EXERCISE PROMPT:
Leaving out the pictures, retype all the material exactly.

begin SOURCE MATERIAL

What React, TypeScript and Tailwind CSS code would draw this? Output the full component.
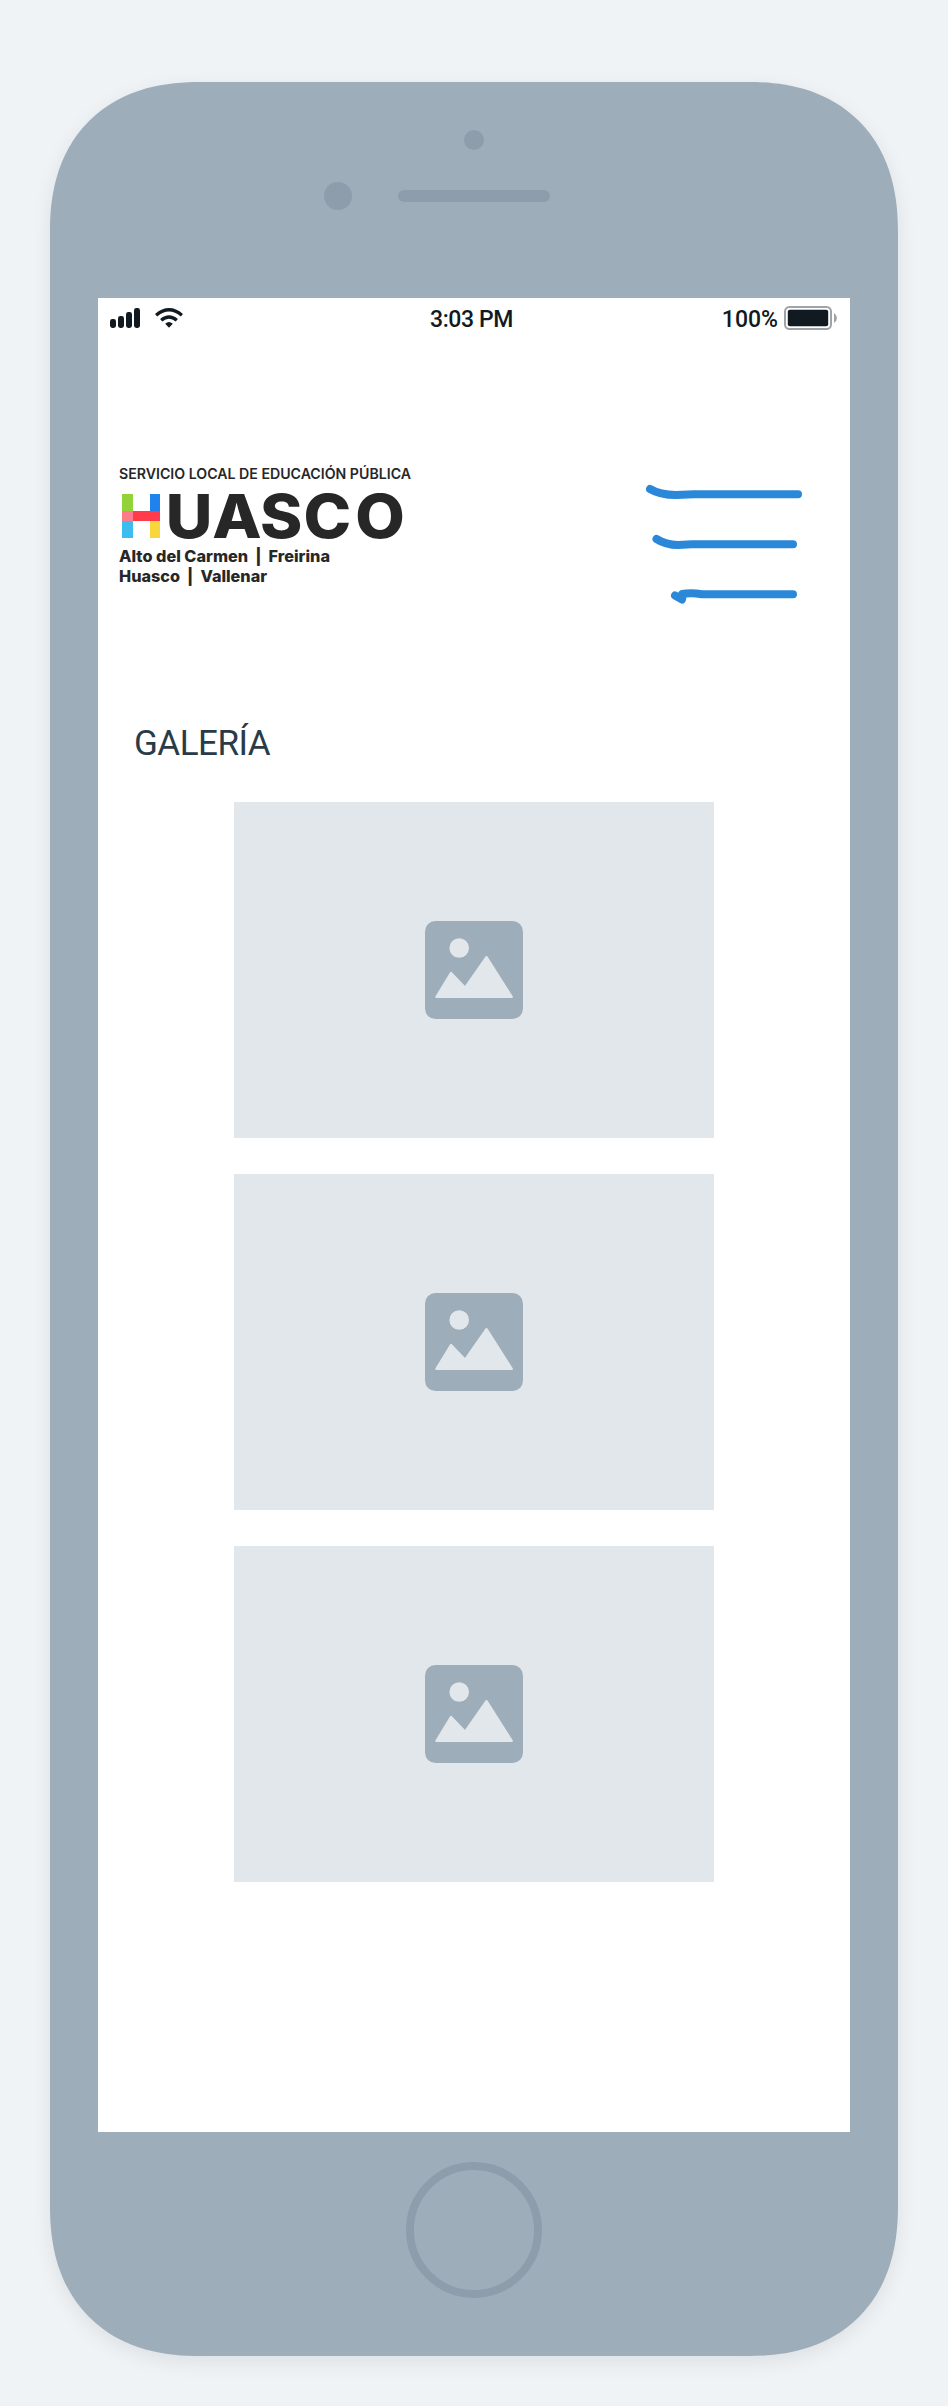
function SignalIcon() {
  return (
    <svg className="h-5 w-[30px]" viewBox="0 0 30 20" fill="#111a21">
      <rect x="0" y="11" width="6" height="9" rx="2.4" />
      <rect x="8" y="8" width="6" height="12" rx="2.4" />
      <rect x="16" y="4" width="6" height="16" rx="2.4" />
      <rect x="24" y="0" width="6" height="20" rx="2.4" />
    </svg>
  );
}

function WifiIcon() {
  return (
    <svg className="h-5 w-7" viewBox="0 0 28 20" fill="none" stroke="#111a21">
      <path d="M1.1 7.3 Q14 -3.7 26.9 7.3" strokeWidth="3.4" />
      <path d="M6.2 12.2 Q14 5.6 21.8 12.2" strokeWidth="3.4" />
      <path d="M10.2 15.8 Q14 12.4 17.8 15.8 L14 19.8 Z" fill="#111a21" stroke="none" />
    </svg>
  );
}

function BatteryIcon() {
  return (
    <svg className="h-6 w-[53px]" viewBox="0 0 53 24">
      <rect x="1" y="1" width="46" height="22" rx="4.5" fill="none" stroke="#a0a3a6" strokeWidth="2" />
      <rect x="3.8" y="3.8" width="40.4" height="16.4" rx="2" fill="#111a21" />
      <path d="M50 7 Q53 9 53 12 Q53 15 50 17 Z" fill="#a0a3a6" />
    </svg>
  );
}

function StatusBar() {
  return (
    <div className="grid h-10 grid-cols-3 items-center pr-[13px] pl-3 text-[23px] font-medium text-[#111a21]">
      <div className="flex items-center gap-[15px]">
        <SignalIcon />
        <WifiIcon />
      </div>
      <div className="pt-0.5 pr-1 text-center leading-none tracking-[-0.4px] whitespace-nowrap">3:03 PM</div>
      <div className="flex items-center justify-end gap-[6px]">
        <span className="pt-0.5 leading-none">100%</span>
        <BatteryIcon />
      </div>
    </div>
  );
}

function Logo() {
  return (
    <svg className="h-[130px] w-[300px] font-[Inter,sans-serif]" viewBox="0 0 300 130" fill="#272727">
      <text x="1" y="19" fontSize="14.2" fontWeight="600" textLength="292" lengthAdjust="spacingAndGlyphs">
        SERVICIO LOCAL DE EDUCACIÓN PÚBLICA
      </text>
      <rect x="4" y="34" width="11" height="18" fill="#93d33a" />
      <rect x="32" y="34" width="10" height="18" fill="#2083ec" />
      <rect x="4" y="61" width="11" height="17" fill="#3bbdf0" />
      <rect x="32" y="61" width="10" height="17" fill="#fad63d" />
      <rect x="4" y="51" width="11" height="10" fill="#ff7a8b" />
      <rect x="15" y="51" width="27" height="10" fill="#ff3b4c" />
      <text transform="scale(1.07 1)" x="44.6 88.2 132.8 173.4 221.8" y="78" fontSize="60" fontWeight="800">
        UASCO
      </text>
      <text x="1" y="102" fontSize="15.8" fontWeight="800" textLength="211" lengthAdjust="spacingAndGlyphs">
        {"Alto del Carmen\u00a0 |\u00a0 Freirina"}
      </text>
      <text x="1" y="121.7" fontSize="15.8" fontWeight="800" textLength="148" lengthAdjust="spacingAndGlyphs">
        {"Huasco\u00a0 |\u00a0 Vallenar"}
      </text>
    </svg>
  );
}

function MenuScribble() {
  return (
    <svg className="h-[120px] w-[158px]" viewBox="0 0 158 120" fill="none" stroke="#2b88d9" strokeWidth="8" strokeLinecap="round" strokeLinejoin="round">
      <path d="M4 5 Q14 11 30 11 L48 10.2 H152" />
      <path d="M10.5 55 Q20 61 32 61 L46 60.2 H147" />
      <path d="M29 111.5 L36 115.5 L37 111 L36 110 Q45 108.5 56 110.2 H147" />
    </svg>
  );
}

function ImagePlaceholder() {
  return (
    <div className="flex h-[336px] w-[480px] items-center justify-center bg-[#e2e7eb]">
      <svg className="size-[98px]" viewBox="0 0 98 98">
        <rect width="98" height="98" rx="10.5" fill="#9eadba" />
        <circle cx="34.2" cy="27" r="9.8" fill="#e2e7eb" />
        <path
          d="M11.5 75.8 L26 52 L40.2 66.8 L61.5 36.2 L86.7 75.8 Z"
          fill="#e2e7eb"
          stroke="#e2e7eb"
          strokeWidth="2.4"
          strokeLinejoin="round"
        />
      </svg>
    </div>
  );
}

export default function App() {
  return (
    <div className="flex h-[2406px] w-[948px] justify-center bg-[#eff3f6] pt-[82px] font-[Roboto,sans-serif]">
      <div className="flex h-[2274px] w-[848px] flex-col items-center rounded-[150px] bg-[#9eadba] pt-12 shadow-[0_6px_20px_rgba(0,0,0,0.08)] [corner-shape:superellipse(1.2)]">
        <div className="size-5 rounded-full bg-[#8d9dac]" />
        <div className="mt-8 flex w-full items-center pl-[274px]">
          <div className="size-7 rounded-full bg-[#8d9dac]" />
          <div className="ml-[46px] h-3 w-[152px] rounded-full bg-[#8d9dac]" />
        </div>
        <main className="mt-[88px] h-[1834px] w-[752px] bg-white">
          <StatusBar />
          <header className="flex items-start justify-between pt-[122px] pr-[46px] pl-5">
            <Logo />
            <div className="pt-[24px]">
              <MenuScribble />
            </div>
          </header>
          <h1 className="mt-[120px] pl-9 text-[35px] leading-[40px] tracking-[-0.5px] text-[#293b49]">GALERÍA</h1>
          <div className="mt-[38px] flex flex-col items-center gap-9">
            <ImagePlaceholder />
            <ImagePlaceholder />
            <ImagePlaceholder />
          </div>
        </main>
        <div className="mt-[30px] size-[136px] rounded-full border-8 border-[#8d9dac]" />
      </div>
    </div>
  );
}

end SOURCE MATERIAL

EXERCISE OUTPUT:
What React, TypeScript and Tailwind CSS code would draw this? Output the full component.
function SignalIcon() {
  return (
    <svg className="h-5 w-[30px]" viewBox="0 0 30 20" fill="#111a21">
      <rect x="0" y="11" width="6" height="9" rx="2.4" />
      <rect x="8" y="8" width="6" height="12" rx="2.4" />
      <rect x="16" y="4" width="6" height="16" rx="2.4" />
      <rect x="24" y="0" width="6" height="20" rx="2.4" />
    </svg>
  );
}

function WifiIcon() {
  return (
    <svg className="h-5 w-7" viewBox="0 0 28 20" fill="none" stroke="#111a21">
      <path d="M1.1 7.3 Q14 -3.7 26.9 7.3" strokeWidth="3.4" />
      <path d="M6.2 12.2 Q14 5.6 21.8 12.2" strokeWidth="3.4" />
      <path d="M10.2 15.8 Q14 12.4 17.8 15.8 L14 19.8 Z" fill="#111a21" stroke="none" />
    </svg>
  );
}

function BatteryIcon() {
  return (
    <svg className="h-6 w-[53px]" viewBox="0 0 53 24">
      <rect x="1" y="1" width="46" height="22" rx="4.5" fill="none" stroke="#a0a3a6" strokeWidth="2" />
      <rect x="3.8" y="3.8" width="40.4" height="16.4" rx="2" fill="#111a21" />
      <path d="M50 7 Q53 9 53 12 Q53 15 50 17 Z" fill="#a0a3a6" />
    </svg>
  );
}

function StatusBar() {
  return (
    <div className="grid h-10 grid-cols-3 items-center pr-[13px] pl-3 text-[23px] font-medium text-[#111a21]">
      <div className="flex items-center gap-[15px]">
        <SignalIcon />
        <WifiIcon />
      </div>
      <div className="pt-0.5 pr-1 text-center leading-none tracking-[-0.4px] whitespace-nowrap">3:03 PM</div>
      <div className="flex items-center justify-end gap-[6px]">
        <span className="pt-0.5 leading-none">100%</span>
        <BatteryIcon />
      </div>
    </div>
  );
}

function Logo() {
  return (
    <svg className="h-[130px] w-[300px] font-[Inter,sans-serif]" viewBox="0 0 300 130" fill="#272727">
      <text x="1" y="19" fontSize="14.2" fontWeight="600" textLength="292" lengthAdjust="spacingAndGlyphs">
        SERVICIO LOCAL DE EDUCACIÓN PÚBLICA
      </text>
      <rect x="4" y="34" width="11" height="18" fill="#93d33a" />
      <rect x="32" y="34" width="10" height="18" fill="#2083ec" />
      <rect x="4" y="61" width="11" height="17" fill="#3bbdf0" />
      <rect x="32" y="61" width="10" height="17" fill="#fad63d" />
      <rect x="4" y="51" width="11" height="10" fill="#ff7a8b" />
      <rect x="15" y="51" width="27" height="10" fill="#ff3b4c" />
      <text transform="scale(1.07 1)" x="44.6 88.2 132.8 173.4 221.8" y="78" fontSize="60" fontWeight="800">
        UASCO
      </text>
      <text x="1" y="102" fontSize="15.8" fontWeight="800" textLength="211" lengthAdjust="spacingAndGlyphs">
        {"Alto del Carmen\u00a0 |\u00a0 Freirina"}
      </text>
      <text x="1" y="121.7" fontSize="15.8" fontWeight="800" textLength="148" lengthAdjust="spacingAndGlyphs">
        {"Huasco\u00a0 |\u00a0 Vallenar"}
      </text>
    </svg>
  );
}

function MenuScribble() {
  return (
    <svg className="h-[120px] w-[158px]" viewBox="0 0 158 120" fill="none" stroke="#2b88d9" strokeWidth="8" strokeLinecap="round" strokeLinejoin="round">
      <path d="M4 5 Q14 11 30 11 L48 10.2 H152" />
      <path d="M10.5 55 Q20 61 32 61 L46 60.2 H147" />
      <path d="M29 111.5 L36 115.5 L37 111 L36 110 Q45 108.5 56 110.2 H147" />
    </svg>
  );
}

function ImagePlaceholder() {
  return (
    <div className="flex h-[336px] w-[480px] items-center justify-center bg-[#e2e7eb]">
      <svg className="size-[98px]" viewBox="0 0 98 98">
        <rect width="98" height="98" rx="10.5" fill="#9eadba" />
        <circle cx="34.2" cy="27" r="9.8" fill="#e2e7eb" />
        <path
          d="M11.5 75.8 L26 52 L40.2 66.8 L61.5 36.2 L86.7 75.8 Z"
          fill="#e2e7eb"
          stroke="#e2e7eb"
          strokeWidth="2.4"
          strokeLinejoin="round"
        />
      </svg>
    </div>
  );
}

export default function App() {
  return (
    <div className="flex h-[2406px] w-[948px] justify-center bg-[#eff3f6] pt-[82px] font-[Roboto,sans-serif]">
      <div className="flex h-[2274px] w-[848px] flex-col items-center rounded-[150px] bg-[#9eadba] pt-12 shadow-[0_6px_20px_rgba(0,0,0,0.08)] [corner-shape:superellipse(1.2)]">
        <div className="size-5 rounded-full bg-[#8d9dac]" />
        <div className="mt-8 flex w-full items-center pl-[274px]">
          <div className="size-7 rounded-full bg-[#8d9dac]" />
          <div className="ml-[46px] h-3 w-[152px] rounded-full bg-[#8d9dac]" />
        </div>
        <main className="mt-[88px] h-[1834px] w-[752px] bg-white">
          <StatusBar />
          <header className="flex items-start justify-between pt-[122px] pr-[46px] pl-5">
            <Logo />
            <div className="pt-[24px]">
              <MenuScribble />
            </div>
          </header>
          <h1 className="mt-[120px] pl-9 text-[35px] leading-[40px] tracking-[-0.5px] text-[#293b49]">GALERÍA</h1>
          <div className="mt-[38px] flex flex-col items-center gap-9">
            <ImagePlaceholder />
            <ImagePlaceholder />
            <ImagePlaceholder />
          </div>
        </main>
        <div className="mt-[30px] size-[136px] rounded-full border-8 border-[#8d9dac]" />
      </div>
    </div>
  );
}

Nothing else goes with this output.